В «Четвертой прозе» Осипа Мандельштама есть знаменитые слова, которые обычно при цитировании урезают: «Все произведения мировой литературы я делю на разрешенные и написанные без разрешения. Первые – это мразь, вторые – ворованный воздух. Писателям, которые пишут заранее разрешенные вещи, я хочу плевать в лицо, хочу бить их палкой по голове и всех посадить за стол в Доме Герцена, поставив перед каждым стакан полицейского чаю и дав каждому в руки анализ мочи Горнфельда. Этим писателям я запретил бы вступать в брак и иметь детей. Как могут они иметь детей – ведь дети должны за нас продолжить, за нас главнейшее досказать – в то время как отцы запроданы рябому черту на три поколения вперед».
Странно применимы эти речи к Грину. Горнфельд, с которым Мандельштам судился по обвинению в плагиате и писал о нем ужасно, несправедливо, злобно, был одним из немногих литературных друзей Грина, у самого Грина не было детей, но то, что писал Александр Степанович, не было разрешено – это был ворованный воздух.

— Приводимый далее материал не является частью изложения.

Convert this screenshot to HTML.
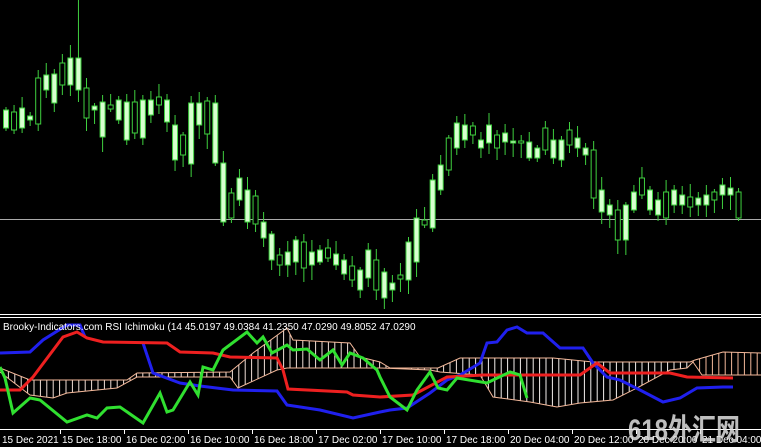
<!DOCTYPE html>
<html><head><meta charset="utf-8"><style>
html,body{margin:0;padding:0;background:#000;}
#c{position:relative;width:761px;height:447px;overflow:hidden;background:#000;}
svg{position:absolute;left:0;top:0}
.t{font-family:"Liberation Sans",sans-serif;font-size:10px;fill:#fff}
</style></head><body><div id="c">
<svg id="s" width="761" height="447" xmlns="http://www.w3.org/2000/svg">
<line x1="0" y1="219.5" x2="761" y2="219.5" stroke="#aaa" stroke-width="1"/>
<g id="cand"></g>
<line x1="0" y1="314.5" x2="761" y2="314.5" stroke="#fff"/>
<line x1="0" y1="317.5" x2="761" y2="317.5" stroke="#fff"/>
<g id="hat"></g>
<polyline id="pu" fill="none" stroke="#f3b89a" stroke-width="1"/>
<polyline id="pl" fill="none" stroke="#f3b89a" stroke-width="1"/>
<polyline fill="none" stroke="#2020ee" stroke-width="3" points="0,353 30,352 43,340 67,325 80,325 85,337"/>
<polyline fill="none" stroke="#2020ee" stroke-width="3" points="143,343 153,373 180,383 200,386 233,390 277,391 287,405 320,410 353,418 380,412 390,410 407,408 430,393 447,380 460,375 480,363 487,343 497,342 507,330 517,327 527,333 543,333 560,348 583,348 593,363 607,377 620,380 640,390 663,402 680,398 697,388 723,387 733,387"/>
<polyline fill="none" stroke="#ee2020" stroke-width="3" points="0,390 20,390 33,377 63,337 77,332 87,338 103,342 167,343 180,352 213,353 230,357 277,358 283,370 288,389 347,392 353,395 380,397 413,395 447,377 483,375 580,375 597,363 610,373 670,373 687,377 733,378"/>
<polyline fill="none" stroke="#30e030" stroke-width="3" points="0,367 5,378 13,413 30,398 40,400 67,422 87,415 97,418 107,408 120,407 143,423 160,393 167,412 173,410 190,382 198,395 203,367 213,370 223,350 247,332 257,343 263,337 272,353 287,345 293,350 307,349 320,360 333,350 342,365 350,353 363,358 377,370 380,377 390,397 407,410 417,390 430,372 438,388 447,390 457,378 487,383 493,380 510,372 520,375 527,398"/>
<text class="t" x="3" y="330">Brooky-Indicators.com RSI Ichimoku (14 45.0197 49.0384 41.2350 47.0290 49.8052 47.0290</text>
<line x1="0" y1="429.5" x2="761" y2="429.5" stroke="#fff"/>
<g id="ax"></g>
<text x="628" y="440" textLength="112" lengthAdjust="spacingAndGlyphs" font-family="Liberation Sans,'Noto Sans CJK SC',sans-serif" font-size="30" font-weight="bold" fill="#e0e0e0" opacity="0.85">618外汇网</text>
</svg></div>
<script>
var NS="http://www.w3.org/2000/svg";
function el(p,n,a){var e=document.createElementNS(NS,n);for(var k in a)e.setAttribute(k,a[k]);p.appendChild(e);return e;}
var C=[[110,128],[112,130],[108,128],[116,120],[78,124],[75,90],[74,103],[63,85],[58,85],[58,90],[88,118],[106,110],[102,137],[105,109],[100,120],[102,140],[102,133],[100,138],[100,115],[97,105],[100,122],[125,160],[135,155],[103,164],[103,125],[101,134],[103,163],[163,222],[193,218],[178,200],[190,222],[196,224],[222,238],[234,260],[255,265],[252,265],[240,262],[242,268],[252,265],[250,262],[248,258],[254,265],[260,274],[266,280],[270,290],[250,278],[260,290],[272,298],[283,290],[275,279],[242,280],[218,262],[220,225],[180,228],[165,190],[138,170],[123,148],[125,140],[126,135],[140,148],[125,143],[135,148],[133,142],[141,143],[141,143],[142,158],[148,158],[128,150],[140,158],[140,160],[130,145],[138,148],[148,155],[150,198],[190,212],[205,215],[210,240],[205,240],[192,210],[178,195],[190,210],[200,215],[192,218],[190,205],[195,205],[197,207],[198,205],[195,205],[192,200],[185,195],[188,195],[192,218]];
var g=document.getElementById("cand");
C.forEach(function(c,i){var x=6+i*8.05;var t=c[0],b=c[1];var h=(i*37)%11+3,l=(i*53)%13+3;if(i==9)h=58;
el(g,"line",{x1:x,y1:t-h,x2:x,y2:b+l,stroke:"#3fd03f","stroke-width":1});
var filled=(i%3!=1);
el(g,"rect",{x:x-2.5,y:t,width:5,height:Math.max(b-t,1.5),fill:filled?"#d8ffd0":"#000",stroke:"#3fd03f","stroke-width":1});});
var U=[[0,368],[30,380],[127,380],[137,373],[230,372],[253,353],[287,328],[293,340],[350,343],[360,357],[380,362],[390,368],[430,368],[438,368],[460,358],[553,358],[593,362],[690,362],[695,360],[723,352],[761,353]];
var L=[[0,372],[30,395],[53,398],[67,393],[117,388],[137,377],[180,377],[230,377],[238,388],[277,370],[287,368],[380,368],[430,370],[440,372],[480,375],[493,397],[530,402],[557,407],[580,403],[613,400],[637,388],[670,370],[687,368],[693,362],[702,375],[761,375]];
function pts(a){return a.map(function(p){return p.join(",")}).join(" ");}
document.getElementById("pu").setAttribute("points",pts(U));
document.getElementById("pl").setAttribute("points",pts(L));
function at(a,x){for(var i=0;i<a.length-1;i++){if(x>=a[i][0]&&x<=a[i+1][0]){var f=(x-a[i][0])/(a[i+1][0]-a[i][0]||1);return a[i][1]+f*(a[i+1][1]-a[i][1]);}}return a[a.length-1][1];}
var hg=document.getElementById("hat");
for(var x=2;x<761;x+=6.4){var a=at(U,x),b=at(L,x);el(hg,"line",{x1:x,y1:a,x2:x,y2:b,stroke:x<460?"#f0e0d8":(x>690?"#f3b89a":"#f4f0ee"),"stroke-width":1});}
var lab=["15 Dec 2021","15 Dec 18:00","16 Dec 02:00","16 Dec 10:00","16 Dec 18:00","17 Dec 02:00","17 Dec 10:00","17 Dec 18:00","20 Dec 04:00","20 Dec 12:00","20 Dec 20:00","21 Dec 04:00"];
var ax=document.getElementById("ax");
lab.forEach(function(s,i){var x=i==0?2:62+(i-1)*64;if(i>0)el(ax,"line",{x1:x-1.5,y1:430,x2:x-1.5,y2:434,stroke:"#fff"});var t=el(ax,"text",{x:x,y:443,"class":"t"});t.textContent=s;});
</script>
</body></html>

В «Дороге никуда» он обжигающ, как на высокогорье.
Первоначально Грин хотел назвать свой роман «На теневой стороне», но однажды на выставке в Москве он увидел картину английского художника Гринвуда «Дорога никуда», которая сильно поразила его. Поразило и то, что фамилия художника похожа на его собственную, и в честь этой картины он назвал свой роман.
За название Грина сильно ругали. И в самом деле, назвать так роман в 1929 году, в год великого перелома, было вызовом всему, что происходило в стране, и советская критика не преминула это отметить.
Опубликованная в журнале «Сибирские огни» рецензия называлась «Никудышная дорога». В «Красной нови», откуда был уже изгнан Воронский, некто под псевдонимом И. Ипполит писал: «Буржуазная природа творчества Грина не подлежит сомнению, это его роднит с западными романистами, отличает же то, что он выражает идеологию распада, заката данной группы. У ней нет былой жизнерадостности, исчезают бодрые ноты – остались безвыходный пессимизм и мистический туман. Отчаявшись в физической силе, она апеллирует к спиритической. Эту стадию разложения мы застаем в романе. В некотором смысле он звучит символически. Где выход? Куда идти? – спрашивает Грин. – Увы! „Дорога никуда“. Дороги нет!»[478]